For FW20, creative director Sarah Jane Burton, created poetry, and no, this is not in referral to the violinists who welcomed guests into the space with their ever so elegant strums, but rather in regards to the symphonious binding of fabrics and tailoring carried out throughout the collection. 

Many may argue that classic menswear in its purest form is a straight line, a linear scale of techniques and patterns that must be followed and abided by at all costs. Yet with this collection, it is as if Burton breaks up the parts of a puzzle, and pieces them back together in an entirely different way no one knew was possible. 

With inspiration from Northern landscapes , the designer crafted a collection of razor tailored razor sharps suits , and doubled breasted overcoats  inspired by minerals rocks and stones. Coats and jackets were rendered in grey sharkskin mohair and black wool are spliced and slashed, echoing the lines of military harnessing. Panels from classic military coats cut into signature tailoring and camel overcoats. 

Each look was made and styled with an intricate level of artistry. An added touch were are the silk suits and coats that were printed with an engineered artwork of Henry Moore, Three-Quarter Figure 1928, reproduced courtesy of the Henry Moore Foundation. 
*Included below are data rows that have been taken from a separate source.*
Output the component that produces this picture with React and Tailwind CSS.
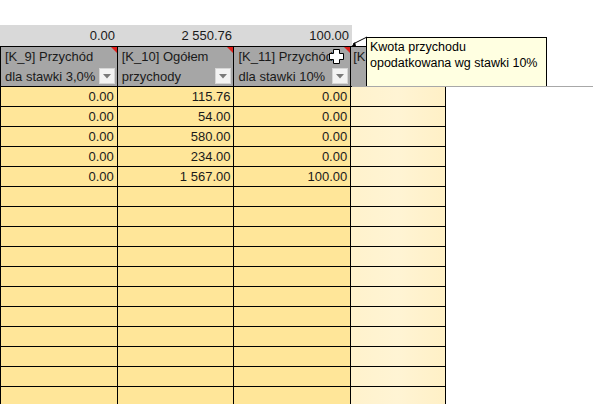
import React from 'react';

const sums = ['0.00', '2 550.76', '100.00'];

const headers = [
  { top: '[K_9] Przychód', bottom: 'dla stawki 3,0%', w: 'w-[118px] border-l' },
  { top: '[K_10] Ogółem', bottom: 'przychody', w: 'w-[117px]' },
  { top: '[K_11] Przychód', bottom: 'dla stawki 10%', w: 'w-[117px]' },
];

const rows = [
  ['0.00', '115.76', '0.00'],
  ['0.00', '54.00', '0.00'],
  ['0.00', '580.00', '0.00'],
  ['0.00', '234.00', '0.00'],
  ['0.00', '1 567.00', '100.00'],
  ...Array.from({ length: 11 }, () => ['', '', '']),
];

const colW = ['w-[118px] border-l', 'w-[117px]', 'w-[117px]'];

const FilterButton = () => (
  <div className="absolute right-[2px] bottom-[2px] w-[16px] h-[16px] bg-[#f3f3f3] border border-[#d6d6d6] flex items-center justify-center">
    <svg width="8" height="5" viewBox="0 0 8 5">
      <path d="M0 0 L8 0 L4 4.5 Z" fill="#7a7a7a" />
    </svg>
  </div>
);

const CommentMark = () => (
  <svg className="absolute right-0 top-0" width="6" height="6" viewBox="0 0 6 6">
    <path d="M0 0 L6 0 L6 6 Z" fill="#e0201b" />
  </svg>
);

export default function App() {
  return (
    <div
      className="relative w-[593px] h-[404px] overflow-hidden bg-white text-[13px] text-[#1a1a1a]"
      style={{ fontFamily: '"Liberation Sans", Arial, sans-serif' }}
    >
      <div className="h-[25px]" />

      {/* sum row */}
      <div className="flex h-[21px] w-[352px] bg-[#d9d9d9]">
        {sums.map((s, i) => (
          <div key={i} className={`${i === 0 ? 'w-[118px]' : 'w-[117px]'} h-full flex items-center justify-end pr-[3px] leading-none`}>
            {s}
          </div>
        ))}
      </div>

      {/* header row */}
      <div className="flex h-[41px] border-y border-black w-[446px] box-border">
        {headers.map((h, i) => (
          <div key={i} className={`${h.w} relative h-full border-r border-black bg-[#a6a6a6] pl-[4px] leading-[20px] overflow-hidden whitespace-nowrap`}>
            <div>{h.top}</div>
            <div>{h.bottom}</div>
            <CommentMark />
            <FilterButton />
          </div>
        ))}
        <div className="w-[95px] h-full border-r border-black bg-[#a6a6a6] pl-[2px] leading-[20px] overflow-hidden whitespace-nowrap">
          [K
        </div>
      </div>

      {/* data rows */}
      {rows.map((r, ri) => (
        <div key={ri} className="flex h-[20px] w-[446px]">
          {r.map((v, ci) => (
            <div key={ci} className={`${colW[ci]} h-full border-r border-b border-black bg-[#ffe699] flex items-center justify-end pr-[3px] leading-none`}>
              {v}
            </div>
          ))}
          <div className="w-[95px] h-full border-r border-b border-black bg-gradient-to-r from-[#fff2cc] via-[#fff4d4] to-[#fff0c6]" />
        </div>
      ))}

      {/* gray separator under comment */}
      <div className="absolute left-[352px] top-[86px] w-[241px] h-[1px] bg-[#a8a8a8]" />

      {/* comment tooltip */}
      <div className="absolute left-[366px] top-[37px] w-[181px] h-[49px] bg-[#ffffe1] border-x border-t border-black pl-[3px] pt-[1px] leading-[16px] text-[12.5px] text-black whitespace-nowrap">
        <div>Kwota przychodu</div>
        <div>opodatkowana wg stawki 10%</div>
      </div>

      {/* comment arrow */}
      <svg className="absolute left-[349px] top-[34px]" width="20" height="16" viewBox="0 0 20 16">
        <line x1="4" y1="10" x2="18" y2="3" stroke="#000" strokeWidth="1" />
        <path d="M2 13 L6 8 L7 12 Z" fill="#000" />
      </svg>

      {/* cell cursor */}
      <svg className="absolute left-[328px] top-[48px]" width="17" height="17" viewBox="0 0 17 17">
        <path
          d="M5.5 1.5 H11.5 V5.5 H15.5 V11.5 H11.5 V15.5 H5.5 V11.5 H1.5 V5.5 H5.5 Z"
          fill="#fff"
          stroke="#000"
          strokeWidth="1"
          strokeLinejoin="round"
        />
      </svg>
    </div>
  );
}
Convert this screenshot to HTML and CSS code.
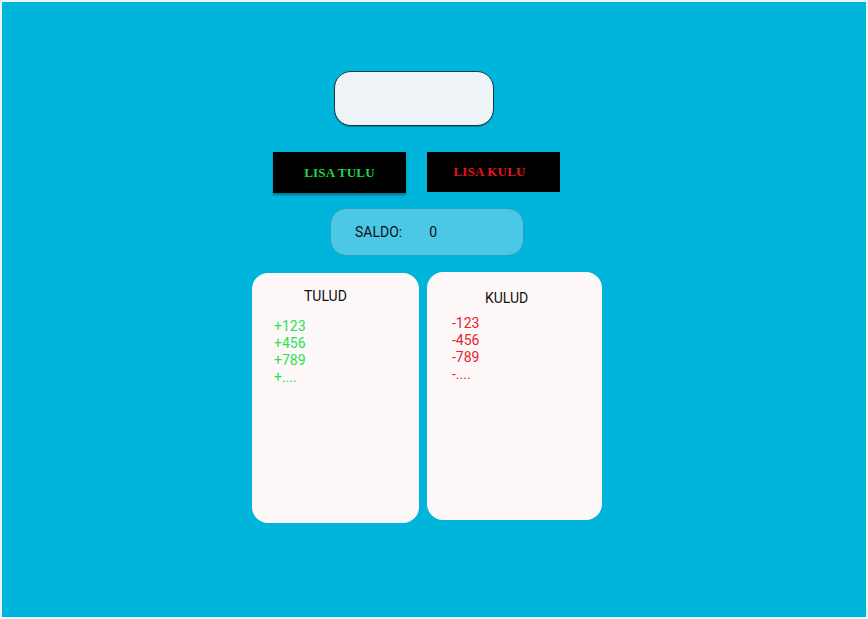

A few pieces were created in reference to the house’s SS20 womenswear collection like some of the shoes and a few accessories. Nonetheless, the designer’s approach to menswear is a breath of fresh air for the industry. Serving as the perfect example that there is no one way of creating elegance, no one way of creating menswear, the options are not limited to classic or street but is open to a vast variety of undiscovered proposals.